Cheshire Phoenix scored enough and executed late, but repeated failures to finish defensive possessions kept Manchester Basketball alive before Max Jones struck with 2.4 seconds remaining.

A strong start, but no early separation

Cheshire Phoenix scored enough and executed late, but repeated failures to finish defensive possessions kept Manchester Basketball’s hopes alive before Max Jones struck with 2.4 seconds remaining.

Cheshire Phoenix’s late loss saw the hosts put themselves in position to win — before leaving the door open just long enough for it to be slammed shut.

Cheshire came out scorching from deep, moving the ball well and knocking down early threes to take control of the game. Spacing was good, confidence was high, and the opening quarter belonged to Cheshire, who poured in 34 points while playing with clarity and purpose. It should have been the platform for separation, but while the shooting stayed hot, the defensive work didn’t finish the job.

Missed box-outs and second chances allowed Manchester to stay alive, setting the tone for a contest that would be dragged into the margins and decided in the final seconds.

Missed chances to take control

As the game moved into the second quarter, Cheshire continued to generate the shots it wanted, but the rhythm began to fracture. Defensive possessions stretched longer than they needed to, and rebounds that should have been secured weren’t. Added to this was Manchester rebounding without Nicholson, who Cheshire had shot to the bench; the physicality remained despite the 7-footer not being on the court.

Manchester didn’t close the gap through a burst of shooting, but through pressure and persistence. Extra possessions kept them within reach, and while Cheshire still looked the sharper side, the margin was already thinner than it should have been.

Manchester deserves credit for forcing that shift. They increased their physicality, committed more bodies to the glass, and disrupted Cheshire’s flow by extending possessions. The emphasis wasn’t on out-shooting Cheshire, but on out-working them — and it ensured the game never opened up despite Cheshire’s strong start.

A game dragged into the margins

The same pattern carried into the third quarter. Cheshire remained efficient offensively and continued to share the scoring load, but any attempt to pull clear was met with another Manchester response.

What should have been a manageable contest became a grind. Each defensive stop required more than one effort, and Cheshire was forced to repeatedly defend broken possessions. The game slowed, the scoreboard tightened, and control quietly slipped away.

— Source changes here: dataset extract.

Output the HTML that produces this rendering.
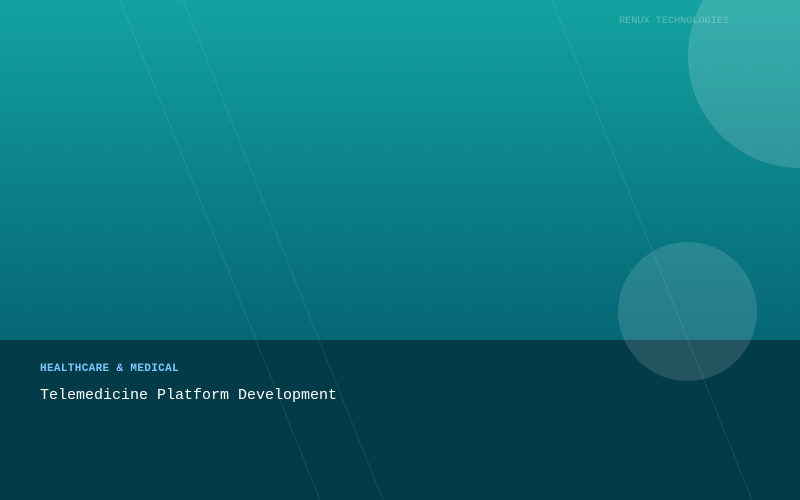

Late execution, familiar tension

By the fourth quarter, the outcome was always heading toward a one-possession finish. Cheshire still found answers, still executed when needed, and still put themselves in position to close it out.

Manchester, though, refused to go away. Every missed box-out, every extended possession, kept the pressure on and ensured there was no breathing room down the stretch.

One possession too many in Cheshire Phoenix’s late loss

The closing moments told the story.

With 1:08 remaining, Manchester tied the game at 94–94 after an offensive rebound led directly to a score — a possession Cheshire had already won but failed to finish.

At 0:46, LaQuincy Rideau calmly knocked down two free throws to restore a 96–94 lead. Cheshire needed one clean defensive stop.

They didn’t get it.

With seconds left on the clock, Patrick Robinson finished at the rim to put Cheshire 98–96 ahead, a basket that should have been enough to seal the game. Instead, Manchester were given one final opportunity. With 2.4 seconds remaining, Max Jones rose and knocked down the three that flipped the result to 99–98, his 30th point of the night.

What the result really says

This wasn’t about poor offence or bad luck. Cheshire scored 98 points, shot efficiently, and executed late.

But a 54–32 rebounding deficit and 18 Manchester second-chance points told the real story. Too many defensive possessions went unfinished, and against a scorer like Jones, that margin simply doesn’t exist.

Poor rebounding kept Manchester alive.
Max Jones made sure they paid for it.